Railway station in Sitamarhi, Bihar, India

Sitamarhi Junction railway station is a main railway station in Sitamarhi district, Bihar. Its code is SMI. It serves Sitamarhi City. The station consists of five platforms. It is an A category railway station of the Samastipur railway division.

The Sitamarhi Junction is well connected to most of the major cities in India like Patna, Delhi, Mumbai, Kolkata, Kanpur, Guwahati, Lucknow, Varanasi, Allahabad and other cities by the railway network and serves the city with numerous trains.
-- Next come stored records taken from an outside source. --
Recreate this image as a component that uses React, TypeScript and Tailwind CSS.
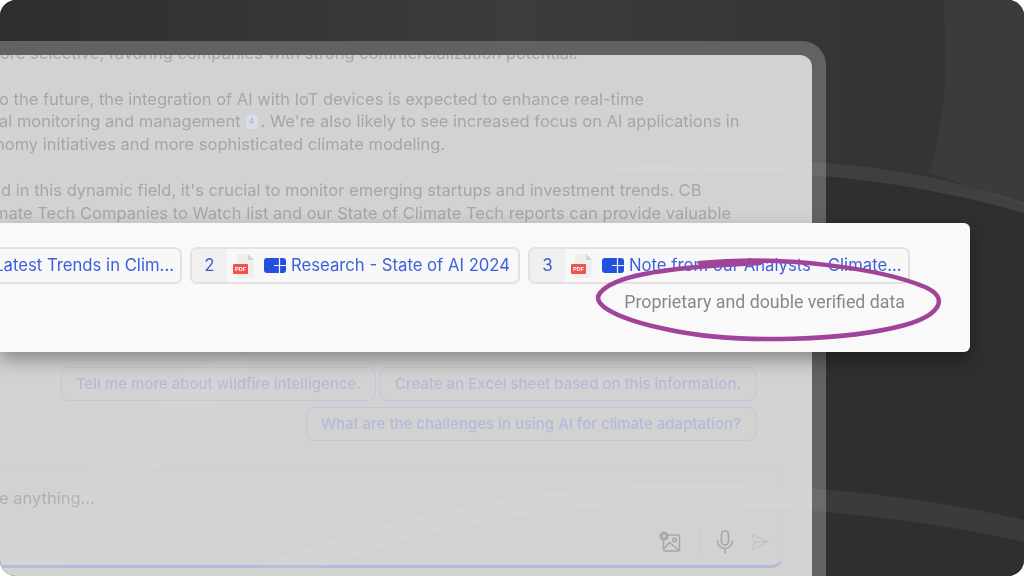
import React from 'react';

const inter = "font-['Inter',sans-serif]";

const PdfIcon = () => (
  <svg width="22" height="26" viewBox="0 0 22 26" className="shrink-0">
    <path d="M4 1h11l6 6v18H4z" fill="#efefed" />
    <path d="M15 1l6 6h-6z" fill="#d4d4d2" />
    <rect x="0" y="11" width="15" height="10" rx="1" fill="#ef5350" />
    <text x="7.5" y="18" textAnchor="middle" fontSize="5.5" fontWeight="700" fill="#fff" fontFamily="Liberation Sans, sans-serif">PDF</text>
  </svg>
);

const BrandLogo = () => (
  <svg width="22" height="15" viewBox="0 0 22 15" className="shrink-0">
    <rect width="22" height="15" rx="3" fill="#2450e0" />
    <path d="M10 7.500H22M15.500 0V15" stroke="#f8f8f8" strokeWidth="1.200" />
  </svg>
);

const SourceChip = ({ num, title, width }: { num?: string; title: string; width: string }) => (
  <div className={`flex h-[37px] shrink-0 items-center overflow-hidden rounded-[7px] border-2 border-[#e2e2e2] bg-[#f8f8f8] text-[16.700px] text-[#3f60d8] ${width}`}>
    {num && (
      <>
        <div className="flex h-full w-[35px] shrink-0 items-center justify-center bg-[#f0f0f0] text-[17px]">{num}</div>
        <div className="ml-[6px] mr-[9px]"><PdfIcon /></div>
        <div className="mr-[5px]"><BrandLogo /></div>
      </>
    )}
    <span className="whitespace-nowrap">{title}</span>
  </div>
);

const Suggestion = ({ children }: { children: React.ReactNode }) => (
  <div className="flex h-[34px] items-center rounded-[7px] border-[1.500px] border-[#bfc7e0] px-[14px] text-[15px] font-medium whitespace-nowrap text-[#b3bbd8]">
    {children}
  </div>
);

export default function App() {
  return (
    <div className={`h-[577px] w-[1024px] overflow-hidden bg-white blur-[0.4px] ${inter}`}>
      <div className="relative h-[576px] overflow-hidden rounded-2xl bg-[#363636] pt-[41px] pr-[198px]">
        {/* background shapes */}
        <svg className="absolute inset-0" width="1024" height="576" viewBox="0 0 1024 576">
          <defs>
            <linearGradient id="top" x1="0" y1="0" x2="1" y2="0">
              <stop offset="0" stopColor="#2e2e2e" />
              <stop offset="0.5" stopColor="#3c3c3c" />
              <stop offset="0.85" stopColor="#343434" />
            </linearGradient>
          </defs>
          <rect width="1024" height="190" fill="url(#top)" />
          <path d="M943 0h81v205l-94-32q22-80 13-173z" fill="#3b3b3b" />
          <path d="M540 178Q820 153 1024 213V576H540z" fill="#2f2f2f" />
        </svg>

        {/* app window */}
        <div className="relative h-full rounded-tr-[24px] bg-[#626262] pt-[14px] pr-[14px]">
          <div className="flex h-full flex-col overflow-hidden rounded-tr-[12px] bg-[#d2d2d2]">
            <div className="-mt-[13px] h-[183px] shrink-0 text-[16.500px] leading-[23px] whitespace-nowrap text-[#a6a6a6]">
              <div>ore selective, favoring companies with strong commercialization potential.</div>
              <div className="mt-[23px] -ml-[1px]">o the future, the integration of AI with IoT devices is expected to enhance real-time</div>
              <div className="-mt-[1px] -ml-[1px] flex items-center">
                al monitoring and management
                <span className="mr-[3px] ml-[5px] flex h-[14px] w-[12px] items-center justify-center rounded-[3px] bg-[#dadde8] text-[8px] text-[#a8b2d8]">4</span>
                <span className="whitespace-pre">. We're also likely to see increased focus on AI applications in</span>
              </div>
              <div className="-ml-[5px]">nomy initiatives and more sophisticated climate modeling.</div>
              <div className="mt-[23px] ml-[1px]">d in this dynamic field, it's crucial to monitor emerging startups and investment trends. CB</div>
              <div className="-ml-[6px]">mate Tech Companies to Watch list and our State of Climate Tech reports can provide valuable</div>
            </div>

            <div className="mt-[142px] flex flex-col items-end gap-[6px] pr-[56px]">
              <div className="flex gap-[4px]">
                <Suggestion>Tell me more about wildfire intelligence.</Suggestion>
                <Suggestion>Create an Excel sheet based on this information.</Suggestion>
              </div>
              <Suggestion>What are the challenges in using AI for climate adaptation?</Suggestion>
            </div>

            <div className="mt-[28px] mr-[29px] flex h-[99px] shrink-0 flex-col justify-between rounded-tr-[12px] rounded-br-[12px] border-t border-r border-b-[3px] border-t-[#cecece] border-r-[#cecece] border-b-[#b2badb] pt-[16px] pb-[10px]">
              <div className="-ml-[1px] text-[16.500px] leading-[24px] text-[#b0b0b0]">e anything...</div>
              <div className="flex items-center justify-end pr-[13px] text-[#a6a6a6]">
                <svg width="22" height="22" viewBox="0 0 22 22" fill="none" stroke="currentColor" strokeWidth="1.500">
                  <path d="M9 4h10a1.500 1.500 0 0 1 1.500 1.500v13a1.500 1.500 0 0 1-1.500 1.500H6a1.500 1.500 0 0 1-1.500-1.500V10" />
                  <path d="M4.500 18l6-6.500 9.500 8" />
                  <circle cx="15.500" cy="9" r="1.800" />
                  <circle cx="5" cy="5" r="4.500" fill="#a6a6a6" stroke="none" />
                  <path d="M5 2.800v4.400M2.800 5h4.400" stroke="#d2d2d2" strokeWidth="1.200" />
                </svg>
                <div className="mr-[16px] ml-[18px] h-[26px] w-px bg-[#c8c8c8]" />
                <svg width="18" height="24" viewBox="0 0 18 24" fill="none" stroke="currentColor" strokeWidth="1.600" strokeLinecap="round" className="mr-[17px]">
                  <rect x="5.500" y="1" width="7" height="14" rx="3.500" />
                  <path d="M1.500 11a7.500 7.500 0 0 0 15 0M9 18.500V23" />
                </svg>
                <svg width="18" height="18" viewBox="0 0 18 18" fill="none" stroke="#c4c4c4" strokeWidth="1.300" strokeLinejoin="round">
                  <path d="M1.500 1.500L17 9 1.500 16.500 3.500 9zM3.500 9H17" />
                </svg>
              </div>
            </div>
          </div>
        </div>

        {/* light swooshes over the window */}
        <svg className="pointer-events-none absolute inset-0" width="1024" height="576" viewBox="0 0 1024 576" fill="none">
          <path d="M540 178Q820 132 1024 203V213Q820 153 540 178z" fill="#fff" fillOpacity="0.06" />
          <path d="M230 576Q450 490 660 484Q860 482 1024 520V542Q860 505 660 505Q480 505 300 576z" fill="#fff" fillOpacity="0.06" />
          <path d="M0 556L200 365L262 352L60 576H0z" fill="#fff" fillOpacity="0.05" />
        </svg>

        {/* floating sources card */}
        <div className="absolute top-[223px] left-0 flex h-[129px] w-[970px] flex-col items-end overflow-hidden rounded-r-[6px] bg-[#f9f9f9] pt-[24px] pr-[60px] shadow-[0_8px_18px_rgba(0,0,0,0.35)]">
          <div className="flex shrink-0 justify-end gap-[8px]">
            <SourceChip title="Latest Trends in Clim..." width="pr-[6px]" />
            <SourceChip num="2" title="Research - State of AI 2024" width="w-[330px]" />
            <SourceChip num="3" title="Note from our Analysts - Climate..." width="w-[382px]" />
          </div>
          <div className="mt-[6px] pr-[5px] font-['Roboto',sans-serif] text-[17.800px] leading-[24px] text-[#888888]">
            Proprietary and double verified data
          </div>
        </div>

        {/* hand drawn highlight */}
        <svg className="absolute inset-0" width="1024" height="576" viewBox="0 0 1024 576" fill="none">
          <path
            d="M700 263C780 255 880 268 925 287C950 298 940 315 905 325C850 340 740 345 670 330C620 320 590 305 600 293C612 278 650 268 760 263"
            stroke="#a0439a"
            strokeWidth="4.500"
            strokeLinecap="round"
          />
        </svg>
      </div>
    </div>
  );
}
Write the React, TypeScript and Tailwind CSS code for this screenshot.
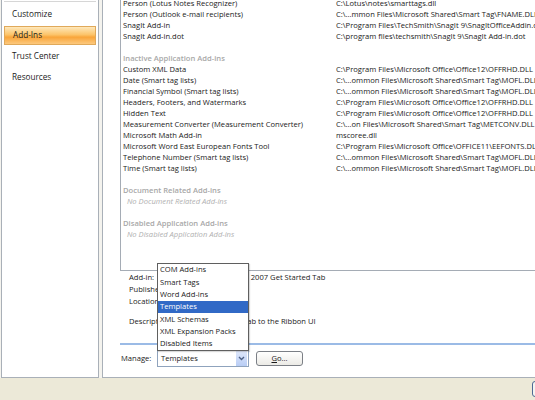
import React from "react";

const F = "font-['Open_Sans',sans-serif]";

type Row = { n: string; p?: string; kind?: "row" | "head" | "none" | "blank" };

const rows: Row[] = [
  { n: "Person (Lotus Notes Recognizer)", p: "C:\\Lotus\\notes\\smarttags.dll" },
  { n: "Person (Outlook e-mail recipients)", p: "C:\\...mmon Files\\Microsoft Shared\\Smart Tag\\FNAME.DLL" },
  { n: "SnagIt Add-in", p: "C:\\Program Files\\TechSmith\\SnagIt 9\\SnagItOfficeAddin.dll" },
  { n: "SnagIt Add-in.dot", p: "C:\\program files\\techsmith\\SnagIt 9\\SnagIt Add-in.dot" },
  { n: "", kind: "blank" },
  { n: "Inactive Application Add-ins", kind: "head" },
  { n: "Custom XML Data", p: "C:\\Program Files\\Microsoft Office\\Office12\\OFFRHD.DLL" },
  { n: "Date (Smart tag lists)", p: "C:\\...ommon Files\\Microsoft Shared\\Smart Tag\\MOFL.DLL" },
  { n: "Financial Symbol (Smart tag lists)", p: "C:\\...ommon Files\\Microsoft Shared\\Smart Tag\\MOFL.DLL" },
  { n: "Headers, Footers, and Watermarks", p: "C:\\Program Files\\Microsoft Office\\Office12\\OFFRHD.DLL" },
  { n: "Hidden Text", p: "C:\\Program Files\\Microsoft Office\\Office12\\OFFRHD.DLL" },
  { n: "Measurement Converter (Measurement Converter)", p: "C:\\...on Files\\Microsoft Shared\\Smart Tag\\METCONV.DLL" },
  { n: "Microsoft Math Add-in", p: "mscoree.dll" },
  { n: "Microsoft Word East European Fonts Tool", p: "C:\\Program Files\\Microsoft Office\\OFFICE11\\EEFONTS.DLL" },
  { n: "Telephone Number (Smart tag lists)", p: "C:\\...ommon Files\\Microsoft Shared\\Smart Tag\\MOFL.DLL" },
  { n: "Time (Smart tag lists)", p: "C:\\...ommon Files\\Microsoft Shared\\Smart Tag\\MOFL.DLL" },
  { n: "", kind: "blank" },
  { n: "Document Related Add-ins", kind: "head" },
  { n: "No Document Related Add-ins", kind: "none" },
  { n: "", kind: "blank" },
  { n: "Disabled Application Add-ins", kind: "head" },
  { n: "No Disabled Application Add-ins", kind: "none" },
];

const menu = ["COM Add-ins", "Smart Tags", "Word Add-ins", "Templates", "XML Schemas", "XML Expansion Packs", "Disabled Items"];

export default function App() {
  return (
    <div className={`w-[535px] h-[400px] bg-[#ece9d8] flex flex-col overflow-hidden relative ${F}`}>
      <div className="flex h-[378px] bg-[#f4f3ee]">
        {/* left nav */}
        <div className="w-[98px] ml-[1px] bg-white border-l border-r border-b border-[#a9b0b8] flex flex-col">
          <div className="h-[1px] mt-[1px] mx-[2px] bg-[#d6d6d6]" />
          <div className="pt-[2px] flex flex-col text-[8.2px] text-[#1b1b1b]">
            <div className="h-[21px] flex items-center pl-[10px]">Customize</div>
            <div className="h-[21px] flex items-center px-[2px]">
              <div className="h-[19px] w-full flex items-center pl-[8px] border border-[#e0a95a] bg-[linear-gradient(180deg,#fee8bb_0%,#fcc46a_45%,#f9a53a_60%,#fcc97e_100%)]">
                Add-Ins
              </div>
            </div>
            <div className="h-[21px] flex items-center pl-[10px]">Trust Center</div>
            <div className="h-[21px] flex items-center pl-[10px]">Resources</div>
          </div>
        </div>
        {/* right panel */}
        <div className="flex-1 ml-[3px] bg-white border-l border-b border-[#a9b0b8] overflow-hidden flex flex-col">
          <div className="ml-[17px] mt-[-3px] h-[274px] w-[600px] border border-[#a5acb5] flex flex-col text-[7.6px] text-[#1a1a1a]">
            {rows.map((r, i) => {
              if (r.kind === "blank") return <div key={i} className="h-[11px]" />;
              if (r.kind === "head")
                return (
                  <div key={i} className="h-[11px] flex items-center pl-[2px] font-semibold text-[#a8a8a8]">
                    {r.n}
                  </div>
                );
              if (r.kind === "none")
                return (
                  <div key={i} className="h-[11px] flex items-center pl-[6px] italic text-[#b0b0b0]">
                    {r.n}
                  </div>
                );
              return (
                <div key={i} className="h-[11px] flex items-center whitespace-nowrap">
                  <div className="w-[215px] pl-[2px] shrink-0">{r.n}</div>
                  <div>{r.p}</div>
                </div>
              );
            })}
          </div>
          {/* details */}
          <div className="ml-[26px] mt-[1px] flex flex-col text-[7.6px] text-[#1a1a1a] whitespace-nowrap">
            <div className="h-[12px] flex items-center">
              <div className="w-[65px]">Add-in:</div>
              <div>Microsoft Word 2007 Get Started Tab</div>
            </div>
            <div className="h-[12px] flex items-center">
              <div className="w-[65px]">Publisher:</div>
            </div>
            <div className="h-[12px] flex items-center">
              <div className="w-[65px]">Location:</div>
            </div>
            <div className="h-[8px]" />
            <div className="h-[12px] flex items-center">
              <div className="w-[65px]">Description:</div>
              <div>A Get Started Tab to the Ribbon UI</div>
            </div>
          </div>
          <div className="ml-[17px] mt-[15px] h-[2px] bg-[#9bbbe6]" />
          <div className="ml-[18px] mt-[5px] flex items-center text-[7.6px] text-[#1a1a1a]">
            <div className="w-[36px]">Manage:</div>
            <div className="w-[92px] h-[17px] border border-[#8fa3bd] bg-white flex items-center">
              <div className="flex-1 pl-[3px]">Templates</div>
              <div className="w-[11px] h-[15px] mr-[1px] bg-[linear-gradient(180deg,#dfe8fb,#b9cdf5)] flex items-center justify-center">
                <svg width="7" height="5" viewBox="0 0 7 5">
                  <path d="M1 1 L3.5 3.5 L6 1" stroke="#4d6185" strokeWidth="1.4" fill="none" />
                </svg>
              </div>
            </div>
            <div className="ml-[7px] w-[47px] h-[15px] rounded-[3px] border border-[#7b7f86] bg-[linear-gradient(180deg,#ffffff,#ecebe6)] flex items-center justify-center">
              <span>
                <span className="underline">G</span>o...
              </span>
            </div>
          </div>
        </div>
      </div>
      {/* bottom strip */}
      <div className="flex-1 flex pt-[3px] pl-[532px]">
        <div className="w-[60px] h-[16px] rounded-[3px] border border-[#4e6a94] bg-[#f4f4f2] shrink-0" />
      </div>
      {/* dropdown menu overlay */}
      <div className="absolute left-[157px] top-[263px] w-[92px] h-[88px] bg-white border border-[#5f5f5f] flex flex-col text-[7.6px] text-[#1a1a1a] shadow-[1px_1px_1px_rgba(0,0,0,0.15)]">
        {menu.map((m) => (
          <div
            key={m}
            className={`h-[12.3px] flex items-center pl-[2px] ${m === "Templates" ? "bg-[#3169c6] text-white" : ""}`}
          >
            {m}
          </div>
        ))}
      </div>
    </div>
  );
}
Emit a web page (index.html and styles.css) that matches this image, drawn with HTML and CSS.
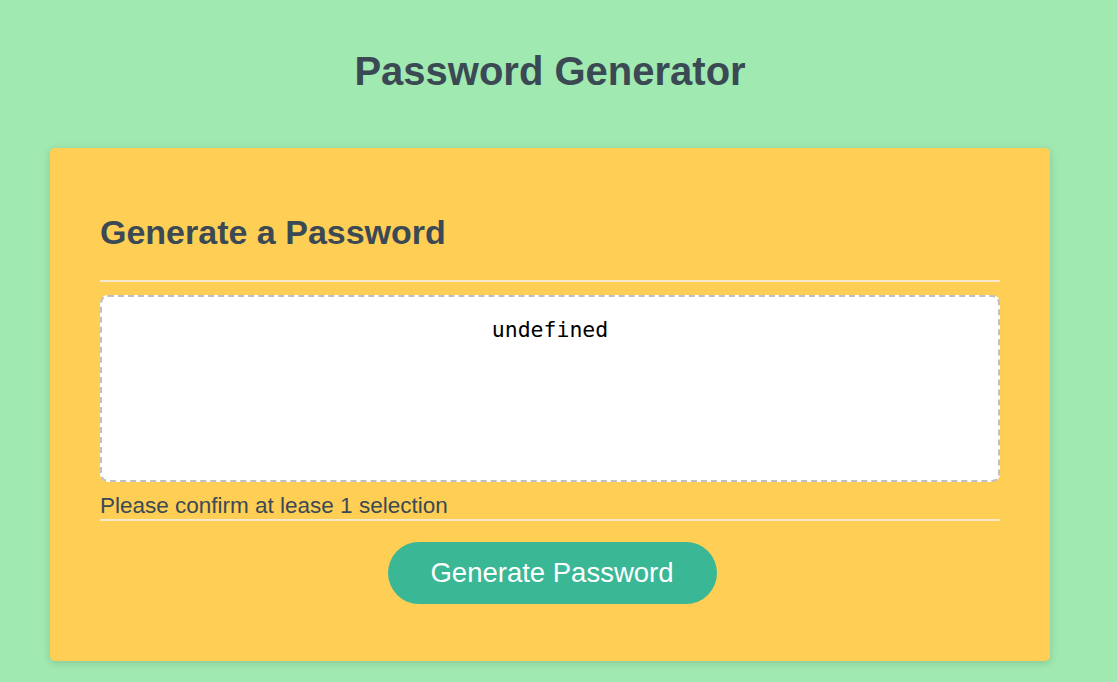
FILE: index.html
```html
<!DOCTYPE html>
<html lang="en">
<head>
<meta charset="utf-8">
<title>Password Generator</title>
<link rel="stylesheet" href="styles.css">
</head>
<body>
<div class="wrapper">
  <header>
    <h1>Password Generator</h1>
  </header>
  <div class="card">
    <div class="card-header">
      <h2>Generate a Password</h2>
    </div>
    <div class="card-body">
      <textarea readonly id="password" class="password" aria-label="Generated Password">undefined</textarea>
      <p class="hint">Please confirm at lease 1 selection</p>
    </div>
    <div class="card-footer">
      <button id="generate" class="btn">Generate Password</button>
    </div>
  </div>
</div>
</body>
</html>
```

FILE: styles.css
```css
* { box-sizing: border-box; }
html, body { margin: 0; padding: 0; }
body {
  font-family: "Liberation Sans", Arial, sans-serif;
  background-color: #a0e9b0;
  height: 682px;
  overflow: hidden;
}
.wrapper {
  width: 1100px;
  padding: 50px 50px 0 50px;
}
header {
  text-align: center;
  color: #3b4954;
}
h1 {
  margin: 0 0 55px 0;
  font-size: 40px;
  line-height: 43px;
  font-weight: bold;
}
.card {
  background-color: #ffcf55;
  border-radius: 5px;
  box-shadow: rgba(0, 0, 0, 0.15) 0 2px 8px 0;
  color: #3b4954;
  padding: 65px 50px 57px 50px;
  height: 513px;
}
.card-header::after {
  content: "";
  display: block;
  height: 2px;
  background: #f6e8cb;
}
h2 {
  margin: 0 0 29px 0;
  font-size: 34px;
  line-height: 38px;
  font-weight: bold;
}
.card-body {
  padding-top: 13px;
}
.password {
  display: block;
  width: 100%;
  height: 187px;
  margin: 0;
  padding: 20px 14px;
  border: 2px dashed #c0c0c0;
  border-radius: 8px;
  background: #fff;
  resize: none;
  overflow: hidden;
  text-align: center;
  font-family: "DejaVu Sans Mono", monospace;
  font-size: 21.5px;
  line-height: 26px;
  color: #000;
}
.hint {
  margin: 12px 0 0 0;
  font-size: 22.5px;
  line-height: 23px;
  color: #3b4954;
}
.card-footer {
  text-align: center;
}
.card-footer::before {
  content: "";
  display: block;
  height: 2px;
  margin-top: 2px;
  background: #f6e8cb;
}
.btn {
  margin: 21px 0 0 4px;
  border: none;
  background-color: #3ab795;
  color: #fff;
  border-radius: 31px;
  height: 62px;
  width: 329px;
  font-family: "Liberation Sans", Arial, sans-serif;
  font-size: 27.5px;
  cursor: pointer;
}
```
It is also the originating station for five superfasts and express trains.

The Darbhanga–Sitamarhi–Raxaul track was converted to broad gauge in February 2014. Another broad-gauge track connects Sitamarhi to Muzaffarpur.

The major facilities available are waiting rooms, retiring room, a computerized reservation facility, reservation counter, vehicle parking, etc.

There are refreshment rooms, vegetarian and non-vegetarian foodstuffs, tea stall, book stall, post and telegraphic office and Government Railway police office.

== Redevelopment ==

Sitamarhi railway station is undergoing a major redevelopment project under Amrit Bharat Station Scheme, estimated to cost ₹255.75 crore . The project aims to transform the station into a modern transportation hub, providing world-class facilities and amenities to passengers.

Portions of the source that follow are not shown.